Wed, 20 May 2009 16:29:10 -0400

 

 

From: Harry Armistead [mailto:[log in to unmask]] 
Sent: Wednesday, May 20, 2009 2:32 PM
To: Norman Saunders
Subject: Poplar Island, Blackwater N.W.R., Ferry Neck, May 15-19, 2009.

 

FERRY NECK, BLACKWATER N.W.R. & POPLAR ISLAND, May 15-19, 2009 (Sightings
are at Rigby’s Folly unless otherwise specified):

            ADDENDA to the 84th Dorchester County May Bird Count (LXXXIV, in
SuperBowlese) of May 9.  Just received from Glen Lovelace: his sighting of 2
Vesper Sparrows, an added bird to a total now at 181 species.  I have made
some minor enhancements and corrections to the previous report.  But except
for the vespers the birds and their numbers are unchanged.  However, if
anyone would like the revision please contact me off this list at:
harryarmistead at hotmail dot com   Unmentioned previously, Brendan Klick,
Will Russell, and I twice found Chuck-will’s-widows right on the Elliott
Island Road that sat at close range in the high beams of my car headlights,
one of them, in this situation, continuing to call.  

            FRIDAY, MAY 15: At the Route 481 pond just north of Route 309:
18 Least Sandpipers, 1 Greater Yellowlegs, 4 Semipalmated Plovers, and a
male Mallard.  

            3 P.M. until dark only.  Calm, 77-80-74, fair but humid but
nevertheless visibility is excellent permitting productive scoping of the
Choptank River mouth from Lucy Point:  19 Surf Scoters*, 1 female
Bufflehead*, 1 Horned Grebe, 4 Long-tailed Ducks (2 pairs)*, and 5 Common
Loons. (* = some of these birds apparently the same ones that were present
on May 8).  157 Diamondback Terrapin: 110 out from Lucy Point and 47 at the
mouth of the cove.  Butterflies: Eastern Tailed Blue, Tiger Swallowtail, and
American Lady.  14 deer, 2 Red Foxes.  BIG chorus of Green Tree Frogs at
dusk coming from the Tranquility area.  2 Fowler’s Toads. 
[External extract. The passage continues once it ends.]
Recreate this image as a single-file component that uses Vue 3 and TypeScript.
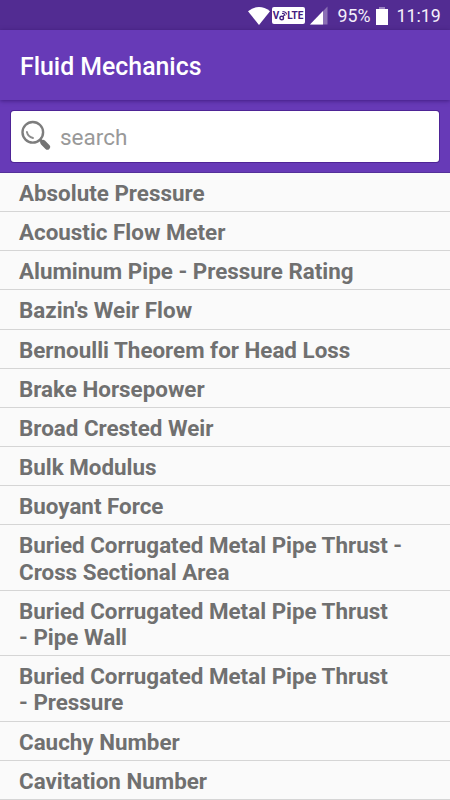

            SATURDAY, MAY 16.  3 Black-bellied Plovers, seldom seen here
unless as flyovers, which these are.  An adult Bald Eagle seen 3 times (same
one?), once seen to be missing its innermost right primary, and, once also,
chased by the 2 Ospreys nesting on the piling at the head of the cove.  Liz
spots 2 Five-lined Skinks, one a large, fat female that catches, chews, and
ingests a large fly while a young skink, almost as long but very skinny and
with that bright, neon-blue tail, sits next to mother (?) observing how the
grownups do it.  A Red Fox kit.  20 deer including an amazing 15 bucks.  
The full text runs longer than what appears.